This CAREER award supports research to develop a more unified theory of scientific incentives using a broadly economic methodology. The educational and training aspects of the project includes a number of activities such as course development, a summer school for undergraduates, and mentoring of graduate students.
Intellectual Merit
Utilizing economic modeling and computer simulation, this project aims to understand how incentives typically faced by scientists (to secure funding, get promoted, publish papers, etc.) facilitate or harm the advancement of science. Policymakers, science commentators, and scientists themselves have begun to worry that such incentives encourage scientists to engage in behaviors that would be counterproductive to science as a whole such as choosing projects that will not significantly advance knowledge, or misrepresenting or even fabricating their findings. Rather than focusing on single case studies, which can sometimes be misleading, this project aims to uncover the underlying relationships between the incentives faced by scientists and their ultimate behavior.

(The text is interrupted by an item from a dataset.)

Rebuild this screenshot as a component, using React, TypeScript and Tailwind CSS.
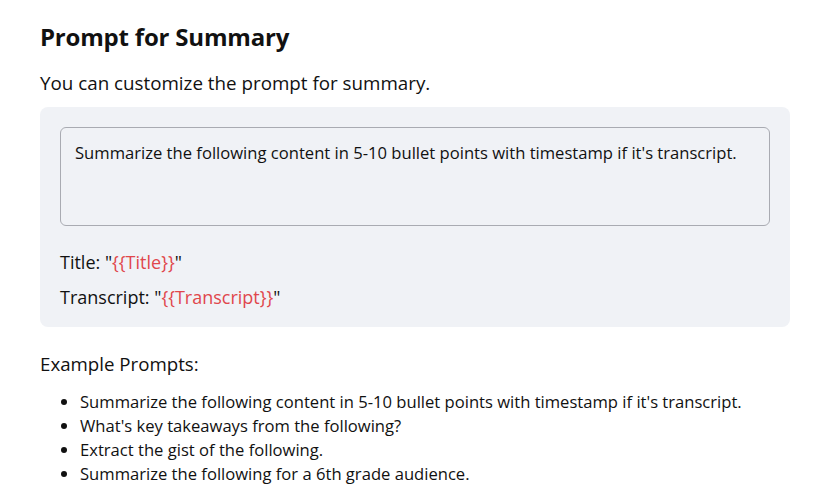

The results from the project will help to uncover whether there is reason to worried about the state of contemporary science. Where the incentives are misaligned, the investigators will attempt to suggest alternative methods.
Potential Broader Impacts
The results from this project could eventually help to guide science policymakers in understanding how to create a reward system for science that will make the enterprise of science most efficient. They may serve to suggest recommendations that would make more efficient use of public money by enhancing the rate and reliability of scientific discoveries. The project also includes a number of pedagogical activities such as a freshman seminar, a philosophy of economics course, materials for a summer school course in mathematical modeling for philosophers, and improved dissemination of materials for an undergraduate summer school course in logic and formal epistemology. This sort of work is well suited to getting students involved at a fairly high level in fairly short order.